It’s a strange feeling, describing my thesis project a few months shy of a year after presenting it. A project that seemed so vast now feels so small, and yet like I could have easily spent this whole past year refining it further and still not be done. But, it is good that projects have deadlines; that way we learn to prioritize, and single designs do not chase us for the rest of our lives.
“More Light than Matter” arises from questions such as, what if we designed the form and feel of a space first, and the architecture followed? It works toward an architecture that is not dominant in its appearance but fully supportive of an engaging environment; its structure works in the shadows and leaves room for the imagination.
SYSTEM OF SPACE-MAKING [GEOMETRIC KIT-OF-PARTS]
The system of space-making begins with a set of basic forms, composed of both curvilinear and angular geometry – a small set of “units of space.”
This kit-of-parts is are highly geometric, and retains a visible organizational logic. These components assemble through the logic of erasure. Each unit can attach to another whenever a boundary can be erased between the two, allowing for a continuous shared volume between them. Dissolving edges, faces, and boundaries allow one volume to blend into the next to form a cohesive whole. Each component allows specific forms of connections with a limited but critical freedom.
None of these pieces perfectly tessellate, leaving particular moments of fragmentation, which leave opportunities for unique spatial experiences.
Like Stan Allen’s Field Conditions, the logic is in the part-to-part relationships. It is a bottom-up design process that implies the possibility of continuous addition and the ability to develop through multiple scales simultaneously. The whole reads as a system, and the parts lose their individual distinction, but the reveal of the geometric system provides a means of decoding the logic of the space’s organization. The aggregation of these volumes then forms an assembly of geometric forms that represent the architecture’s interior volume or space.
In the translation of this formal process into built form, (the technique of) dematerialization is used as a means of foregrounding the space itself, both representationally and in physical implementation.

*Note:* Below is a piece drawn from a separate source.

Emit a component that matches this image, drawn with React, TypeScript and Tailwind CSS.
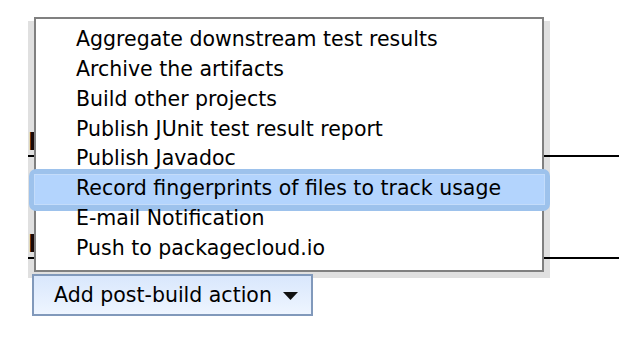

Space is the medium with which architects work; this thesis explores what that means. The presence of physical architectural elements is subdued in order to foreground the space they create. It uses a partial reveal as a means of engaging the viewer, inciting curiosity and participation. Boundaries and forms are implied rather than always explicitly stated; edges and transitions between materials are sometimes blurred.
This includes James Turrell -inspired moments, razor thin edge conditions that, when viewed from one side, eliminate the appearance of thickness. The weight of the material fades away. Something we know to be heavy and solid, like concrete, achieves a surreal flatness. The space is the experience moreso than the architecture which bounds it.
The work has predominant hand-drawn elements, both to set a contemplative pace for the act of design, and to make visible the hand of the architect in shaping and designing this space.
Space is shown through light and shadow, and materials are present through their qualities without always being explicit. This is meant to engage the viewers’ imagination and contemplation; for example, associations can be made between the subtle grunge of a concrete surface, and the markings of charcoal or graphite on a toothed and textured paper, and blur the boundary between one and the other.
Through these techniques of geometric spatial assemblies and dematerialization, this project pursues an architecture of more space than solid, by designing more light than matter.